A knock sounds, and Cecil Barker interrupts to say they’ve found the killer’s bicycle hidden in a clump of evergreens not far off.

Analysis

The novel begins like many of the stories of Sherlock Holmes: a case is presented, Holmes gets involved, and the particulars of the crime are laid out before the reader. However, midway through the novel a major shift takes place in that the backstory of one of the characters takes over; now we are twenty years prior, in the coalfields of Pennsylvania, and dealing with a band of rapacious and murderous Irish union men. It is an abrupt shift and one that disconcerted readers looking for more of the perspicacious British detective, but Doyle was working through his own issues with his Irish identity.

In these first few chapters, though, we see the classic duo of Holmes and Watson. Watson narrates the tale (though Doyle considered not making him the narrator) and, as per usual for the Holmes canon, readers fashion of a portrait of the famous detective through the eyes of his friend. Holmes comes across as relaxed, confident, ever sagacious, and sharp; he welcomes the new mystery and seems energized and vitalized by it. Critic Anthony Boucher (quoted in The Annotated Sherlock Holmes) says “this is a ripe, mature Holmes, free from external eccentricities…Here is Holmes in the perfect thinking mind, in crypt-analysis, in observation, in deduction…Holmes [is] at his most completely charming…There is more overt humor here than is usual…there is a certain fey quality.”
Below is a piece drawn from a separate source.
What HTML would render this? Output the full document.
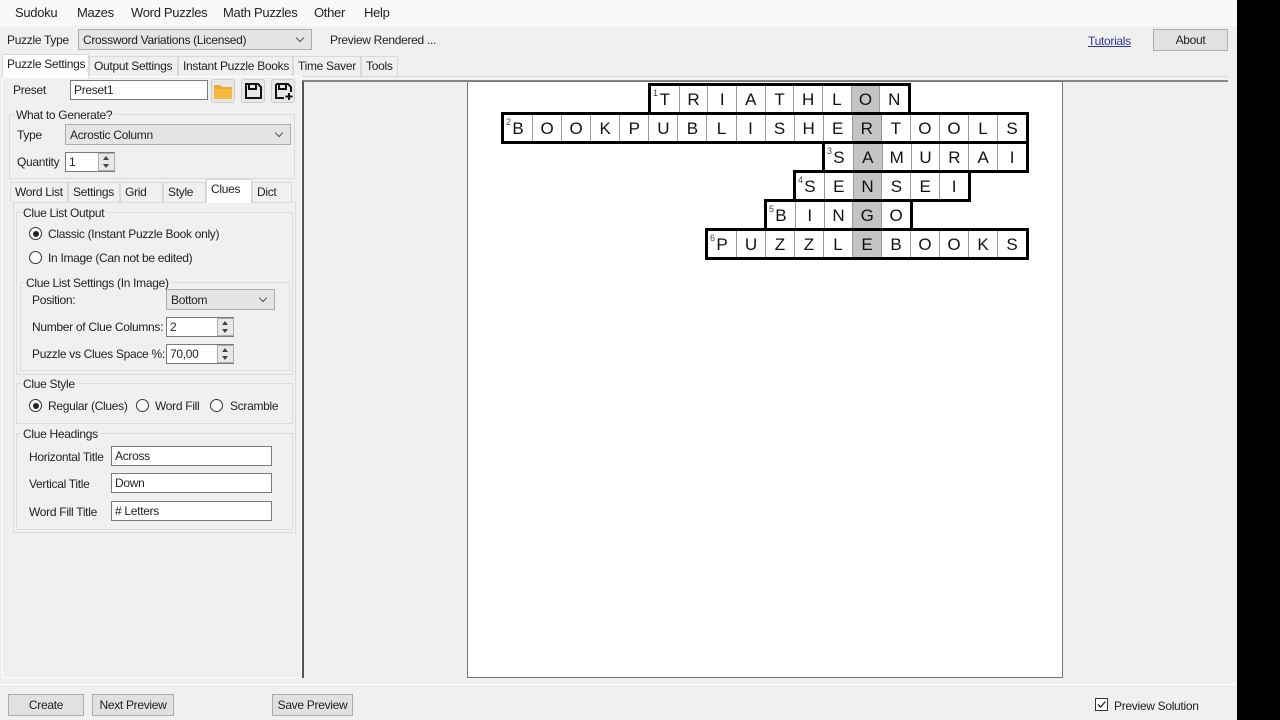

The first mystery (or, the mystery-within-the-mystery) is the identity of Porlock and what Moriarty might be up to. It has been suggested Porlock was actually Mycroft, Sherlock Holmes’s elder brother, but Doyle never stated this definitively. Porlock is shadowed in mystery and fear, and his connection to that most cunning of Holmes’s enemies, Moriarty, is also ambiguous. Moriarty never makes an actual appearance in the novel; instead, he is fashioned through the comments of Holmes and MacDonald; this adds to the character’s mystique, especially as it becomes clear that, without nearly any evidence, he is indelibly connected to this case.

The second mystery is the actual case itself. What arguably makes the Sherlock Holmes collection so appealing is that readers have the opportunity to play detectives as well, using Watson as their stand-in to survey the evidence and then see if they can figure the case out. Here the evidence can be easily summed up: the dead body, shot close-range by a sawed-off American shotgun; a stain of blood on the windowsill; muddy shoeprints near the windowsill; one dumbbell; a mysterious card near the body; a missing wedding ring; reports of the timing of the shot; a bicycle in the hedges. Keen readers then pick up on the bluster of Barker and the strangely emotionless behavior of Mrs. Douglas. Watson’s encounter with the two in the garden only adds to the rumors of Douglas’s jealousy regarding their friendship.

Still more clues begin to present themselves in terms of Douglas’s past and the sense that he was under some sort of dark cloud. It is clear he came to England to escape some sort of persecution in America, and it is connected with the shadowy “Valley of Fear.” This ominous appellation is a physical place as well as a symbolic one in the sense that Douglas is psychologically stuck in that infernal valley.